Last year, the School Board voted to include parents, teachers and other staff on all standing committees in the district.

"The district has made incredible strides in the past two years," said parent Marilyn Cole, who has served on several district committees. "I think the commitment is there at high levels. But I think perhaps that view has not been clearly articulated to building administrators or district administrators. So there is this conflict between what parents think they've been empowered to do and what the reality of their involvement is."

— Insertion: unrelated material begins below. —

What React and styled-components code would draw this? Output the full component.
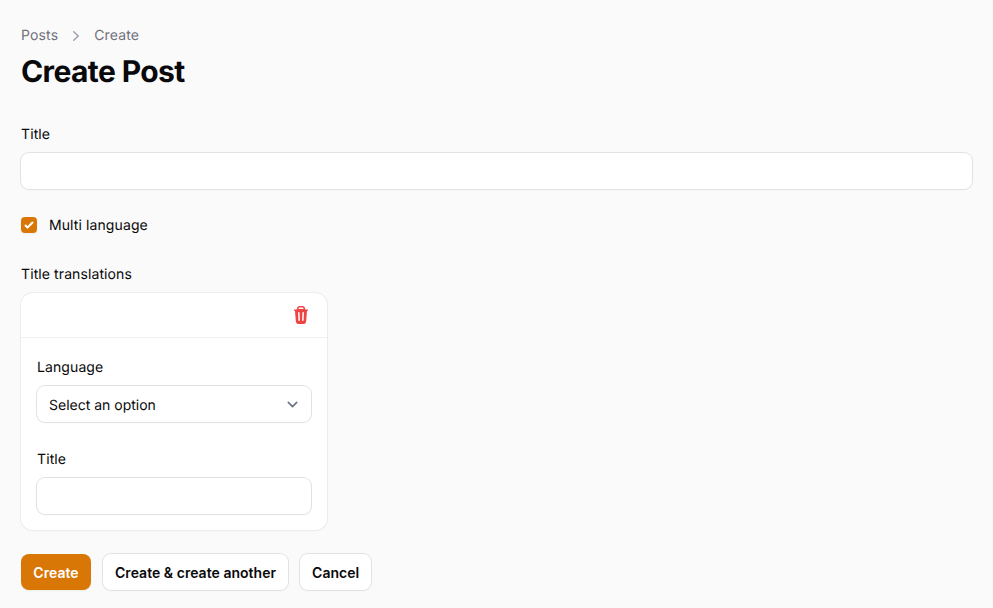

Several parents, including Cole, were frustrated when they found out last year that they could not vote on any decisions as members of the Middle School Steering Committee because it was an ad hoc committee versus a standing committee. And parents could not sit on the core planning teams for each of the middle schools for the same reasons.

Armed with a parent survey demanding true participation, parents took their case to Shoemake and the School Board. Parents were eventually allowed to sit on the core teams.

"The potential is there. The process is there, but somehow it needs to be made very clear that this is the way life is going to be," Cole said. "This isn't open to negotiation anymore. We will have parents and we will work together, and you won't try to find loopholes."

Six schools this fall will have community site councils that can make recommendations on such topics as teacher hires, staff assignments, student discipline and attendance policies, staff training and how individual school budgets are spent.

Site councils, formed earlier this year, are a move in the right direction, Plano said. But they exist at only six schools, and setting school goals is the only area in which the council can make a decision without the threat of a principal veto.

Any school that wants a site council can have it, said Shoemake. The only stipulation is that everyone, including the secretaries and janitors, has to want it.

"It just won't work if I dictate to them because it requires open and sharing communication and I don't think you can make people do that," Shoemake said.